Cuando la peor expresión en mi niñez era “joto”

Guillermo García Oropeza

Qué curioso… en mis tiempos de niño católico y bien educado, la palabra de cuatro letras que hoy hemos lanzado a los estadios del mundo entero era la más prohibida de las palabras prohibidas, cuando a lo que más nos atrevíamos a decir era “menso” o el agresivo “baboso”, y de lo sexual, que ignorábamos todo, la peor palabra era “joto” también de cuatro letras pero mucho más suave.

La palabra de cuatro letras nos asaltaba, sin embargo, en letreros pelados en los muros y curiosamente acompañado de un culpable “yo”. Luego vino la adolescencia, el sexo y la liberación verbal que hoy es universal. Y aunque la palabra de cuatro letras continuó su vida arrabalera y se usaba con propiedad o sin ella a cierto nivel lingüístico fue desplazada por la voz gringa gay, curiosamente de origen bien romance.

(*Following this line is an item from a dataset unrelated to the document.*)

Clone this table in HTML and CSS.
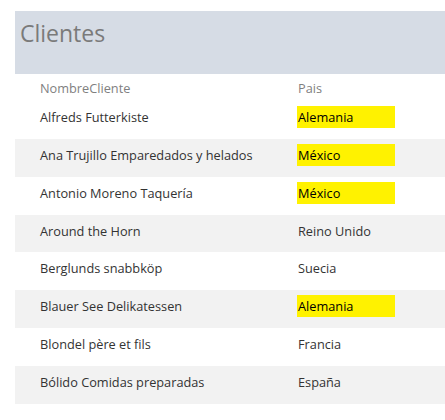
FILE: index.html
```html
<!DOCTYPE html>
<html lang="es">
<head>
<meta charset="utf-8">
<title>Clientes</title>
<link rel="stylesheet" href="styles.css">
</head>
<body>
<div class="page">
  <div class="header"><h1 class="title">Clientes</h1></div>
  <div class="table">
    <div class="row head">
      <div class="cell name">NombreCliente</div>
      <div class="cell country">Pais</div>
    </div>
    <div class="row">
      <div class="cell name">Alfreds Futterkiste</div>
      <div class="cell country hl">Alemania</div>
    </div>
    <div class="row alt">
      <div class="cell name">Ana Trujillo Emparedados y helados</div>
      <div class="cell country hl">México</div>
    </div>
    <div class="row">
      <div class="cell name">Antonio Moreno Taquería</div>
      <div class="cell country hl">México</div>
    </div>
    <div class="row alt">
      <div class="cell name">Around the Horn</div>
      <div class="cell country">Reino Unido</div>
    </div>
    <div class="row">
      <div class="cell name">Berglunds snabbköp</div>
      <div class="cell country">Suecia</div>
    </div>
    <div class="row alt">
      <div class="cell name">Blauer See Delikatessen</div>
      <div class="cell country hl">Alemania</div>
    </div>
    <div class="row">
      <div class="cell name">Blondel père et fils</div>
      <div class="cell country">Francia</div>
    </div>
    <div class="row alt">
      <div class="cell name">Bólido Comidas preparadas</div>
      <div class="cell country">España</div>
    </div>
  </div>
</div>
</body>
</html>
```
FILE: styles.css
```css
html, body {
  margin: 0;
  padding: 0;
  background: #ffffff;
}
body {
  font-family: "Open Sans", "Liberation Sans", sans-serif;
  color: #333333;
}
.page {
  padding-top: 11px;
  padding-left: 15px;
}
.header {
  height: 63px;
  background: #d6dce5;
  padding-left: 5px;
  box-sizing: border-box;
}
.title {
  margin: 0;
  font-weight: 400;
  font-size: 23px;
  line-height: 44px;
  color: #7a7a7a;
}
.row {
  display: grid;
  grid-template-columns: 257px 98px 1fr;
  padding-left: 25px;
  height: 37.86px;
  box-sizing: border-box;
  padding-top: 5px;
  font-size: 12.75px;
}
.row.head {
  height: 27px;
  padding-top: 3px;
  color: #7f7f7f;
}
.row.alt {
  background: #f2f2f2;
}
.cell {
  height: 22px;
  line-height: 22px;
  white-space: nowrap;
}
.country {
  padding-left: 1px;
}
.hl {
  background: #fff200;
  color: #000;
}
```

La palabreja de cuatro letras es bien castiza y me imagino que en el desinhibido siglo de oro se usaba sin remilgos. Y así vemos a Quevedo, maledicente maravilloso, ponerle las banderillas a Góngora llamándolo “Ruiseñor de los putos” ¡olé! y los seres de cuatro letras abundaban seguramente en los círculos poéticos del exquisito cordobés.

Pero curiosamente en el mundo rudo de los conquistadores ser cuatro letras era vituperable y pecado mortalísimo, y así nos encontramos la palabreja en contexto que nos duele y que nos interesa aplicada a los indios a quienes los españoles acusan de prácticas, algunas exóticas, contra natura, y Gómara los llama “grandísimos putos”, lo que era, evidentemente, un malentendido cultural.

Pero tras la Conquista se implanta un machismo español reforzado con la rabiosa y peligrosa intolerancia cristiana a esa homosexualidad que en México se veía con naturalidad en el feliz mundo prehispánico, nuestro paraíso perdido. Y que sobrevive en ciertas etnias, en Oaxaca, por ejemplo. Algo que está firmemente situado en los usos y costumbres y no es como lo de hoy una tolerancia impuesta desde Occidente donde alguien, no sabemos quién, así lo decidió.

Volviendo a la sociología de mi niñez, recuerdo que si bien vivíamos “las gentes decentes” alejados del “mal nefando” aunque sin mucho escándalo, el “pueblo” era muy tolerante y una figura importante de la comunidad era el tortillero que era, evidentemente, jotito, lo cual no impedía que mandara con lenguaje colorido a sus tortilleras y que me regalara una bolita de masa para que en casa me hicieran un animalito que se comía con sal y que sabía a gloria abierta.

Se habla de la violencia homofóbica en nuestro país pero esto no concuerda con mi imagen mucho más humana y tolerante de mi suave patria. En todo caso esa violencia era menor que la que se daba en la España tan viril, aquella que asesinó a su mejor poeta, Federico, por puto. En cuanto que se nos quite lo intolerante verbal recordaré que por quinientos años se nos enseñó, Iglesia incluida, a ser como somos. Que nos den otros quinientos años para que se nos quite.